Prompt :: With the images removed, repeat the data below exactly.

Begin Information supplied

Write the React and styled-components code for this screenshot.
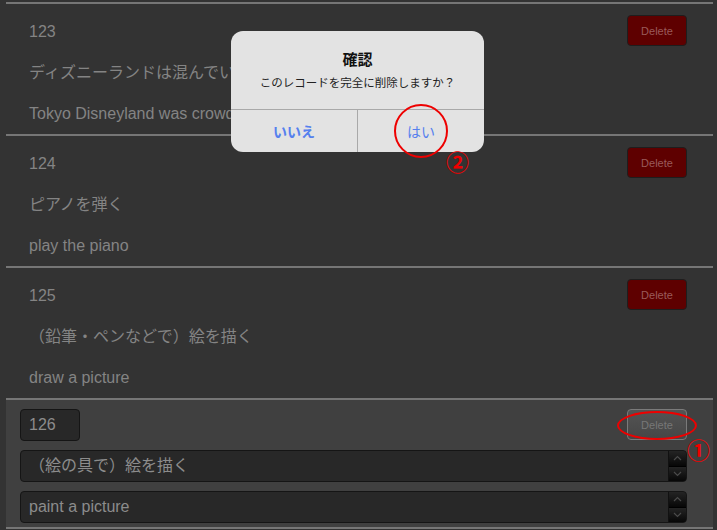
import React from 'react';
import styled, { createGlobalStyle } from 'styled-components';

const GlobalStyle = createGlobalStyle`
  html, body {
    margin: 0;
    padding: 0;
    background: #333333;
  }
  body {
    font-family: "Liberation Sans", "Noto Sans CJK JP", sans-serif;
    width: 717px;
    height: 530px;
    overflow: hidden;
  }
`;

const Page = styled.div`
  position: relative;
  width: 717px;
  height: 530px;
  padding-top: 2px;
  box-sizing: border-box;
`;

const List = styled.div`
  display: flex;
  flex-direction: column;
`;

const Record = styled.div`
  display: flex;
  justify-content: space-between;
  align-items: flex-start;
  box-sizing: border-box;
  height: 132px;
  margin: 0 4px 0 6px;
  padding: 7px 26px 0 23px;
  border-top: 2px solid #767676;
`;

const EditRecord = styled.div`
  display: flex;
  flex-direction: column;
  gap: 9px;
  box-sizing: border-box;
  height: 129px;
  margin: 0 4px 0 6px;
  padding: 9px 26px 4px 14px;
  border-top: 2px solid #767676;
  background: #404040;
`;

const EditHeader = styled.div`
  display: flex;
  justify-content: space-between;
  align-items: flex-start;
`;

const Fields = styled.div`
  display: flex;
  flex-direction: column;
`;

const Line = styled.div`
  height: 41px;
  line-height: 41px;
  font-size: 16px;
  color: #848484;
  white-space: nowrap;
`;

const Input = styled.div`
  position: relative;
  box-sizing: border-box;
  width: ${p => (p.$narrow ? '60px' : '100%')};
  height: 32px;
  line-height: 30px;
  padding-left: 8px;
  font-size: 16px;
  color: #8c8c8c;
  background: #282828;
  border: 1px solid #151515;
  border-radius: 4px;
  white-space: nowrap;
  overflow: hidden;
`;

const Spinner = styled.div`
  position: absolute;
  right: 0;
  top: 0;
  bottom: 0;
  width: 17px;
  display: flex;
  flex-direction: column;
  background: #0a0a0a;
  border-left: 1px solid #111;
`;

const SpinHalf = styled.div`
  flex: 1;
  display: flex;
  align-items: center;
  justify-content: center;
  background: linear-gradient(#242424, #070707);
  & + & {
    border-top: 1px solid #000;
  }
`;

const DeleteButton = styled.button`
  width: 60px;
  height: 31px;
  margin-top: ${p => (p.$disabled ? '0' : '4px')};
  font-family: "Liberation Sans", sans-serif;
  font-size: 11px;
  border-radius: 4px;
  padding: 0;
  color: ${p => (p.$disabled ? '#777' : '#9a5a5a')};
  background: ${p => (p.$disabled ? 'linear-gradient(#545454, #464646)' : '#5e0000')};
  border: 1px solid ${p => (p.$disabled ? '#7a7a7a' : '#1e1e1e')};
  flex-shrink: 0;
`;

const BottomRule = styled.div`
  margin: 0 4px 0 6px;
  border-top: 2px solid #767676;
`;

const Dialog = styled.div`
  position: absolute;
  left: 231px;
  top: 31px;
  width: 253px;
  height: 121px;
  background: #e3e3e3;
  border-radius: 12px;
  display: flex;
  flex-direction: column;
  overflow: hidden;
  font-family: "Noto Sans CJK JP", "Liberation Sans", sans-serif;
`;

const DialogBody = styled.div`
  height: 79px;
  display: flex;
  flex-direction: column;
  align-items: center;
  padding-top: 17px;
  box-sizing: border-box;
  border-bottom: 1px solid #a9a9a9;
`;

const DialogTitle = styled.div`
  font-size: 15px;
  font-weight: bold;
  color: #111;
  line-height: 22px;
`;

const DialogMessage = styled.div`
  font-size: 11.5px;
  color: #222;
  line-height: 18px;
  margin-top: 3px;
`;

const DialogActions = styled.div`
  flex: 1;
  display: flex;
`;

const DialogButton = styled.div`
  flex: 1;
  display: flex;
  align-items: center;
  justify-content: center;
  font-size: 14px;
  color: #5580ee;
  font-weight: ${p => (p.$bold ? 'bold' : 'normal')};
  & + & {
    border-left: 1px solid #a9a9a9;
  }
`;

const Ring = styled.div`
  position: absolute;
  border: 2px solid #ee0000;
  border-radius: 50%;
  box-sizing: border-box;
`;

const Mark = styled.div`
  position: absolute;
  color: #ee0000;
  font-family: "Noto Sans CJK JP", sans-serif;
  font-weight: bold;
  font-size: 23px;
  line-height: 23px;
`;

const Chevron = ({ up }) => (
  <svg width="9" height="6" viewBox="0 0 9 6">
    <path
      d={up ? 'M1 5 L4.5 1.5 L8 5' : 'M1 1 L4.5 4.5 L8 1'}
      fill="none"
      stroke="#4a4a4a"
      strokeWidth="1.2"
    />
  </svg>
);

const SpinBox = () => (
  <Spinner>
    <SpinHalf><Chevron up /></SpinHalf>
    <SpinHalf><Chevron /></SpinHalf>
  </Spinner>
);

const records = [
  { id: '123', ja: 'ディズニーランドは混んでいた', en: 'Tokyo Disneyland was crowded' },
  { id: '124', ja: 'ピアノを弾く', en: 'play the piano' },
  { id: '125', ja: '（鉛筆・ペンなどで）絵を描く', en: 'draw a picture' },
];

export default function App() {
  return (
    <Page>
      <GlobalStyle />
      <List>
        {records.map(r => (
          <Record key={r.id}>
            <Fields>
              <Line>{r.id}</Line>
              <Line>{r.ja}</Line>
              <Line>{r.en}</Line>
            </Fields>
            <DeleteButton>Delete</DeleteButton>
          </Record>
        ))}
        <EditRecord>
          <EditHeader>
            <Input $narrow>126</Input>
            <DeleteButton $disabled>Delete</DeleteButton>
          </EditHeader>
          <Input>
            （絵の具で）絵を描く
            <SpinBox />
          </Input>
          <Input>
            paint a picture
            <SpinBox />
          </Input>
        </EditRecord>
        <BottomRule />
      </List>

      <Dialog>
        <DialogBody>
          <DialogTitle>確認</DialogTitle>
          <DialogMessage>このレコードを完全に削除しますか？</DialogMessage>
        </DialogBody>
        <DialogActions>
          <DialogButton $bold>いいえ</DialogButton>
          <DialogButton>はい</DialogButton>
        </DialogActions>
      </Dialog>

      <Ring style={{ left: 394, top: 104, width: 54, height: 54 }} />
      <Mark style={{ left: 446, top: 150 }}>②</Mark>
      <Ring style={{ left: 617, top: 411, width: 80, height: 29 }} />
      <Mark style={{ left: 687, top: 438 }}>①</Mark>
    </Page>
  );
}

End Information supplied

Output for this task ::
Write the React and styled-components code for this screenshot.
import React from 'react';
import styled, { createGlobalStyle } from 'styled-components';

const GlobalStyle = createGlobalStyle`
  html, body {
    margin: 0;
    padding: 0;
    background: #333333;
  }
  body {
    font-family: "Liberation Sans", "Noto Sans CJK JP", sans-serif;
    width: 717px;
    height: 530px;
    overflow: hidden;
  }
`;

const Page = styled.div`
  position: relative;
  width: 717px;
  height: 530px;
  padding-top: 2px;
  box-sizing: border-box;
`;

const List = styled.div`
  display: flex;
  flex-direction: column;
`;

const Record = styled.div`
  display: flex;
  justify-content: space-between;
  align-items: flex-start;
  box-sizing: border-box;
  height: 132px;
  margin: 0 4px 0 6px;
  padding: 7px 26px 0 23px;
  border-top: 2px solid #767676;
`;

const EditRecord = styled.div`
  display: flex;
  flex-direction: column;
  gap: 9px;
  box-sizing: border-box;
  height: 129px;
  margin: 0 4px 0 6px;
  padding: 9px 26px 4px 14px;
  border-top: 2px solid #767676;
  background: #404040;
`;

const EditHeader = styled.div`
  display: flex;
  justify-content: space-between;
  align-items: flex-start;
`;

const Fields = styled.div`
  display: flex;
  flex-direction: column;
`;

const Line = styled.div`
  height: 41px;
  line-height: 41px;
  font-size: 16px;
  color: #848484;
  white-space: nowrap;
`;

const Input = styled.div`
  position: relative;
  box-sizing: border-box;
  width: ${p => (p.$narrow ? '60px' : '100%')};
  height: 32px;
  line-height: 30px;
  padding-left: 8px;
  font-size: 16px;
  color: #8c8c8c;
  background: #282828;
  border: 1px solid #151515;
  border-radius: 4px;
  white-space: nowrap;
  overflow: hidden;
`;

const Spinner = styled.div`
  position: absolute;
  right: 0;
  top: 0;
  bottom: 0;
  width: 17px;
  display: flex;
  flex-direction: column;
  background: #0a0a0a;
  border-left: 1px solid #111;
`;

const SpinHalf = styled.div`
  flex: 1;
  display: flex;
  align-items: center;
  justify-content: center;
  background: linear-gradient(#242424, #070707);
  & + & {
    border-top: 1px solid #000;
  }
`;

const DeleteButton = styled.button`
  width: 60px;
  height: 31px;
  margin-top: ${p => (p.$disabled ? '0' : '4px')};
  font-family: "Liberation Sans", sans-serif;
  font-size: 11px;
  border-radius: 4px;
  padding: 0;
  color: ${p => (p.$disabled ? '#777' : '#9a5a5a')};
  background: ${p => (p.$disabled ? 'linear-gradient(#545454, #464646)' : '#5e0000')};
  border: 1px solid ${p => (p.$disabled ? '#7a7a7a' : '#1e1e1e')};
  flex-shrink: 0;
`;

const BottomRule = styled.div`
  margin: 0 4px 0 6px;
  border-top: 2px solid #767676;
`;

const Dialog = styled.div`
  position: absolute;
  left: 231px;
  top: 31px;
  width: 253px;
  height: 121px;
  background: #e3e3e3;
  border-radius: 12px;
  display: flex;
  flex-direction: column;
  overflow: hidden;
  font-family: "Noto Sans CJK JP", "Liberation Sans", sans-serif;
`;

const DialogBody = styled.div`
  height: 79px;
  display: flex;
  flex-direction: column;
  align-items: center;
  padding-top: 17px;
  box-sizing: border-box;
  border-bottom: 1px solid #a9a9a9;
`;

const DialogTitle = styled.div`
  font-size: 15px;
  font-weight: bold;
  color: #111;
  line-height: 22px;
`;

const DialogMessage = styled.div`
  font-size: 11.5px;
  color: #222;
  line-height: 18px;
  margin-top: 3px;
`;

const DialogActions = styled.div`
  flex: 1;
  display: flex;
`;

const DialogButton = styled.div`
  flex: 1;
  display: flex;
  align-items: center;
  justify-content: center;
  font-size: 14px;
  color: #5580ee;
  font-weight: ${p => (p.$bold ? 'bold' : 'normal')};
  & + & {
    border-left: 1px solid #a9a9a9;
  }
`;

const Ring = styled.div`
  position: absolute;
  border: 2px solid #ee0000;
  border-radius: 50%;
  box-sizing: border-box;
`;

const Mark = styled.div`
  position: absolute;
  color: #ee0000;
  font-family: "Noto Sans CJK JP", sans-serif;
  font-weight: bold;
  font-size: 23px;
  line-height: 23px;
`;

const Chevron = ({ up }) => (
  <svg width="9" height="6" viewBox="0 0 9 6">
    <path
      d={up ? 'M1 5 L4.5 1.5 L8 5' : 'M1 1 L4.5 4.5 L8 1'}
      fill="none"
      stroke="#4a4a4a"
      strokeWidth="1.2"
    />
  </svg>
);

const SpinBox = () => (
  <Spinner>
    <SpinHalf><Chevron up /></SpinHalf>
    <SpinHalf><Chevron /></SpinHalf>
  </Spinner>
);

const records = [
  { id: '123', ja: 'ディズニーランドは混んでいた', en: 'Tokyo Disneyland was crowded' },
  { id: '124', ja: 'ピアノを弾く', en: 'play the piano' },
  { id: '125', ja: '（鉛筆・ペンなどで）絵を描く', en: 'draw a picture' },
];

export default function App() {
  return (
    <Page>
      <GlobalStyle />
      <List>
        {records.map(r => (
          <Record key={r.id}>
            <Fields>
              <Line>{r.id}</Line>
              <Line>{r.ja}</Line>
              <Line>{r.en}</Line>
            </Fields>
            <DeleteButton>Delete</DeleteButton>
          </Record>
        ))}
        <EditRecord>
          <EditHeader>
            <Input $narrow>126</Input>
            <DeleteButton $disabled>Delete</DeleteButton>
          </EditHeader>
          <Input>
            （絵の具で）絵を描く
            <SpinBox />
          </Input>
          <Input>
            paint a picture
            <SpinBox />
          </Input>
        </EditRecord>
        <BottomRule />
      </List>

      <Dialog>
        <DialogBody>
          <DialogTitle>確認</DialogTitle>
          <DialogMessage>このレコードを完全に削除しますか？</DialogMessage>
        </DialogBody>
        <DialogActions>
          <DialogButton $bold>いいえ</DialogButton>
          <DialogButton>はい</DialogButton>
        </DialogActions>
      </Dialog>

      <Ring style={{ left: 394, top: 104, width: 54, height: 54 }} />
      <Mark style={{ left: 446, top: 150 }}>②</Mark>
      <Ring style={{ left: 617, top: 411, width: 80, height: 29 }} />
      <Mark style={{ left: 687, top: 438 }}>①</Mark>
    </Page>
  );
}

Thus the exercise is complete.